Mas o que dizem os fatos? Após 24 audiências e o testemunho de 73 depoentes compromissados com a verdade, ruiu a acusação de que Lula teria recebido a propriedade desse apartamento como contrapartida de três contratos firmados entre a OAS e a Petrobras. No rol de testemunhas estavam funcionários da OAS que afirmaram não ser Lula o proprietário e que o ex-presidente visitou o local uma única vez, para afirmar se tinha interesse na compra, mas rejeitou.
A Globo e seus aliados não se rendem à verdade. E isso pode ser bem observado ontem. O jornal Valor Econômico, hoje 100% de propriedade do grupo, publicou 3 horas antes do depoimento de Léo Pinheiro ao Juízo de Curitiba, o script da audiência de ontem. Antecipou a troca dos advogados que iria ocorrer, considerando retomada de negociações em busca de uma delação premiada. E deixou claro que o executivo da OAS iria acusar Lula – sem provas – como condição de ver a sua delação aceita pelo Ministério Público Federal. Foi o que ocorreu. Léo Pinheiro deu aos procuradores da República a sonhada narrativa contra Lula – na contramão dos 73 depoimentos anteriormente colhidos – e com isso viu crescer a chance de sair da prisão ou obter outros benefícios.
As afirmações de Léo Pinheiro, que é  corréu na ação e por isso depôs sem o compromisso de dizer a verdade, foram, no entanto, suficientes para que sua coluna concluísse que “Lula é o verdadeiro dono do tríplex e do sítio de Atibaia”. E o senhor foi além: fez ataques diretos e levianos a mim e ao advogado Roberto Teixeira.
Avalio que o senhor sequer assistiu ao vídeo da audiência. Se tivesse assistido, saberia que Léo Pinheiro respondeu às minhas perguntas dizendo que Lula jamais teve as chaves ou usou o imóvel; jamais manteve qualquer pertence pessoal no local; jamais usou ou teve qualquer título de propriedade do apartamento. Ou seja, Léo Pinheiro ao responder às minhas questões – independentemente da versão que havia combinado para ter sua delação premiada aceita – reconheceu que o ex-presidente jamais praticou qualquer ato que pudesse indicar posse, uso ou gozo do apartamento, que são os atributos necessários para a configuração da propriedade segundo o artigo 1.228 do Código Civil.
Léo Pinheiro ainda reconheceu que deu o mesmo tríplex que afirmara ser de Lula em garantia para obtenção de recursos para a OAS, o que torna risível a tese por ele sustentada sobre a propriedade do imóvel em garantia, em sucessivas operações, para captar dinheiro no mercado! A situação, portanto, é bem diversa daquela apresentada aos seus leitores.

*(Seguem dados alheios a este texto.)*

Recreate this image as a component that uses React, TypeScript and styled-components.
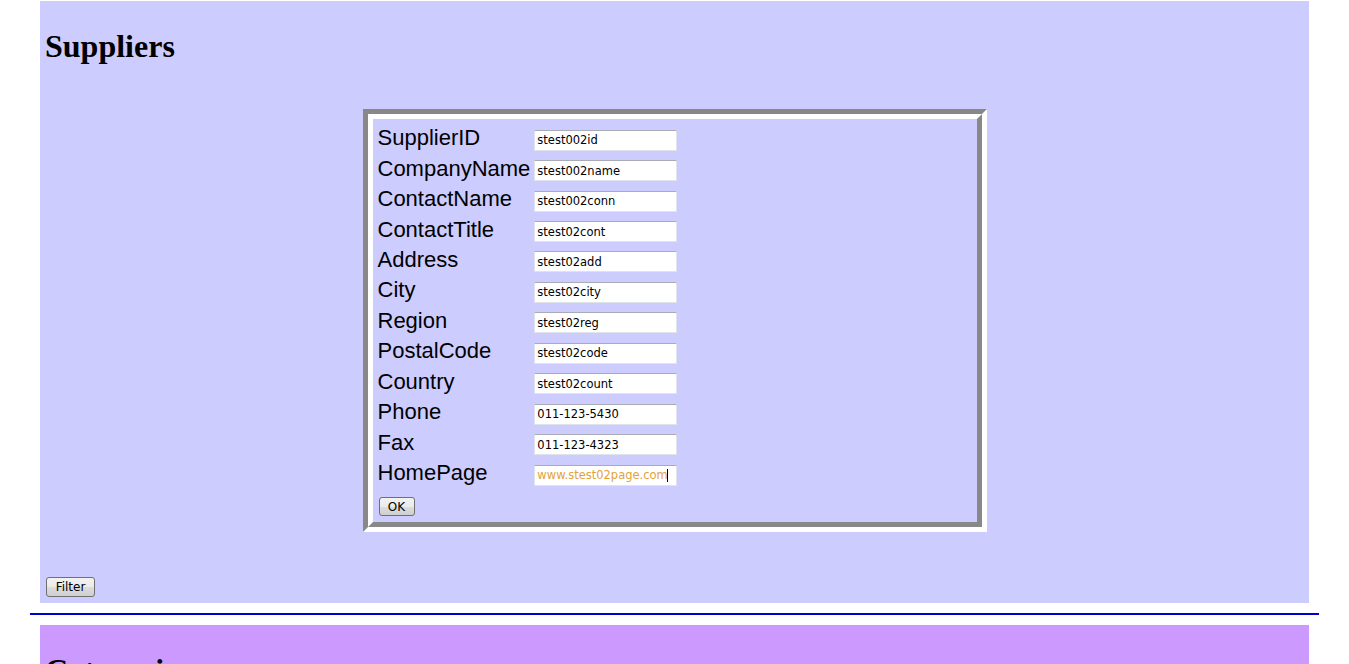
import React from "react";
import styled, { createGlobalStyle } from "styled-components";

const GlobalStyle = createGlobalStyle`
  html, body { margin: 0; padding: 0; background: #ffffff; }
  body { font-family: "Liberation Serif", "Times New Roman", serif; color: #000; }
`;

const Page = styled.div`
  padding: 1px 30px 0;
`;

const Panel = styled.section<{ $bg: string }>`
  margin: 0 10px;
  padding: 0 6px 6px;
  background: ${(p) => p.$bg};
  overflow: hidden;
`;

const Title = styled.h1`
  margin: 27.2px 0 0 -1px;
  font-family: "Liberation Serif", "Times New Roman", serif;
  font-size: 32px;
  font-weight: bold;
  line-height: 36px;
`;

const Frame = styled.div`
  width: 624px;
  box-sizing: border-box;
  margin: 44.8px auto 0;
  border: 5px solid;
  border-color: #888888 #ffffff #ffffff #888888;
`;

const FrameInner = styled.div`
  border: 5px solid;
  border-color: #ffffff #888888 #888888 #ffffff;
  padding: 6px 4px 6px 5px;
`;

const FieldGrid = styled.div`
  display: grid;
  grid-template-columns: max-content 143px;
  column-gap: 4px;
  grid-auto-rows: 30.45px;
  align-items: center;
`;

const Label = styled.label`
  font-family: "Liberation Sans", Arial, sans-serif;
  font-size: 22px;
  line-height: 25px;
  padding-bottom: 5px;
  white-space: nowrap;
`;

const FieldWrap = styled.span`
  position: relative;
  display: block;
  width: 143px;
  height: 21px;
`;

const TextInput = styled.input<{ $accent?: boolean }>`
  display: block;
  width: 143px;
  height: 21px;
  box-sizing: border-box;
  margin: 0;
  padding: 0 2px;
  border: 1px solid #dfe3ea;
  border-top-color: #a9acb4;
  background: #ffffff;
  font-family: "DejaVu Sans", Tahoma, Verdana, sans-serif;
  font-size: 11.5px;
  color: ${(p) => (p.$accent ? "#e3a23a" : "#000000")};
  outline: none;
`;

const Caret = styled.span`
  position: absolute;
  left: 133px;
  top: 4px;
  width: 1px;
  height: 13px;
  background: #000000;
`;

const Button = styled.button<{ $w: number; $h: number }>`
  width: ${(p) => p.$w}px;
  height: ${(p) => p.$h}px;
  box-sizing: border-box;
  margin: 0;
  padding: 0;
  border: 1px solid #707070;
  border-radius: 3px;
  background: linear-gradient(#f2f2f2 0%, #ebebeb 50%, #dddddd 51%, #cfcfcf 100%);
  font-family: "DejaVu Sans", Tahoma, Verdana, sans-serif;
  font-size: 12px;
  color: #000;
  line-height: 1;
`;

const OkRow = styled.div`
  margin: 6.3px 0 0 1px;
  height: 19px;
`;

const FilterRow = styled.div`
  margin-top: 45px;
  height: 20px;
`;

const Divider = styled.hr`
  height: 2px;
  margin: 10px 0;
  border: none;
  background: #0000cc;
`;

const fields: [string, string][] = [
  ["SupplierID", "stest002id"],
  ["CompanyName", "stest002name"],
  ["ContactName", "stest002conn"],
  ["ContactTitle", "stest02cont"],
  ["Address", "stest02add"],
  ["City", "stest02city"],
  ["Region", "stest02reg"],
  ["PostalCode", "stest02code"],
  ["Country", "stest02count"],
  ["Phone", "011-123-5430"],
  ["Fax", "011-123-4323"],
  ["HomePage", "www.stest02page.com"],
];

export default function App() {
  return (
    <>
      <GlobalStyle />
      <Page>
        <Panel $bg="#ccccff">
          <Title>Suppliers</Title>
          <Frame>
            <FrameInner>
              <FieldGrid>
                {fields.map(([label, value]) => {
                  const isHome = label === "HomePage";
                  return (
                    <React.Fragment key={label}>
                      <Label>{label}</Label>
                      <FieldWrap>
                        <TextInput defaultValue={value} $accent={isHome} readOnly />
                        {isHome && <Caret />}
                      </FieldWrap>
                    </React.Fragment>
                  );
                })}
              </FieldGrid>
              <OkRow>
                <Button $w={36} $h={19}>OK</Button>
              </OkRow>
            </FrameInner>
          </Frame>
          <FilterRow>
            <Button $w={49} $h={20}>Filter</Button>
          </FilterRow>
        </Panel>
        <Divider />
        <Panel $bg="#cc99ff">
          <Title>Categories</Title>
        </Panel>
      </Page>
    </>
  );
}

Registro igualmente que Léo Pinheiro negou quando perguntado se algum recurso utilizado no tal tríplex era proveniente da Petrobras. A Folha de S. Paulo, por exemplo, registrou isso nas suas páginas na data de hoje. Mas o senhor preferiu mentir aos leitores, dizendo que Léo Pinheiro teria afirmado que “o apartamento foi pago com a propina que o PT obteve com obras na Petrobras”.
Na tentativa de agrediu minha atuação profissional, o senhor disse que “o advogado de Lula tentou uma última cartada, que acabou comprometendo ainda mais o cliente”. E narra a seguir que eu teria denunciado a Sergio Moro a prática de um crime praticado por Léo Pinheiro: “Segundo Zanin, se o apartamento é de Lula, a empreiteira cometeu um crime ao dizer-se dona do apartamento”. Todavia, efetivamente, quem assistir a gravação da audiência verá que não fiz qualquer afirmação nesse sentido. Por má-fé ou imprudência, o senhor comete até mesmo erros factuais em suas análises, e esse é um deles.
Quem de fato fez tal colocação foi o ilustre advogado José Roberto Batochio, ex-presidente da OAB Nacional, com o qual tenho a honra de atuar, afirmando – corretamente, ao meu ver – que as colocações mentirosas de Léo Pinheiro poderiam, em tese, configurar o crime previsto no artigo 171, § 2º, inciso 1º, do Código Penal. O senhor, portanto, errou a pessoa e o tema na sua análise.
Ainda na tentativa de desqualificar a mim e a defesa do ex-presidente Lula, o senhor fez a seguinte afirmação: “O amigo de Lula, Roberto Teixeira, sogro do advogado Cristiano Zanin, chamou-o [Alexandrino Alencar] em seu escritório e combinou fazerem notas frias para regularizar despesas”. Essa situação, todavia, jamais existiu e não tem amparo sequer na delação do executivo da Odebrecht, que jamais fez referência a “notas frias”. Isso é criação sua, com evidente intenção de caluniar o advogado Roberto Teixeira, ex-presidente da OAB/SBC e que tem uma história ilibada de 47 anos de advocacia.
A propósito, se o senhor e a Globo realmente tivessem interesse na delação da Odebrecht, deveriam começar explicando a tal “sociedade secreta” que Emílio Odebrecht afirmou ter mantido com a emissora para influir em decisões de governo na era do ex-presidente Fernando Henrique Cardoso, no tocante à privatização da área de telefonia e petróleo. Houve apenas lobby? Tráfico de influência? Por que a Globo até hoje não se manifestou sobre esses graves fatos apontados por Emílio Odebrecht? Prepotência? Falta de uma versão convincente?
Avalio, Merval, que o senhor jamais conseguirá esconder um outro verdadeiro “segredo de Polichinelo” – o mal que a Globo faz ao País e à democracia.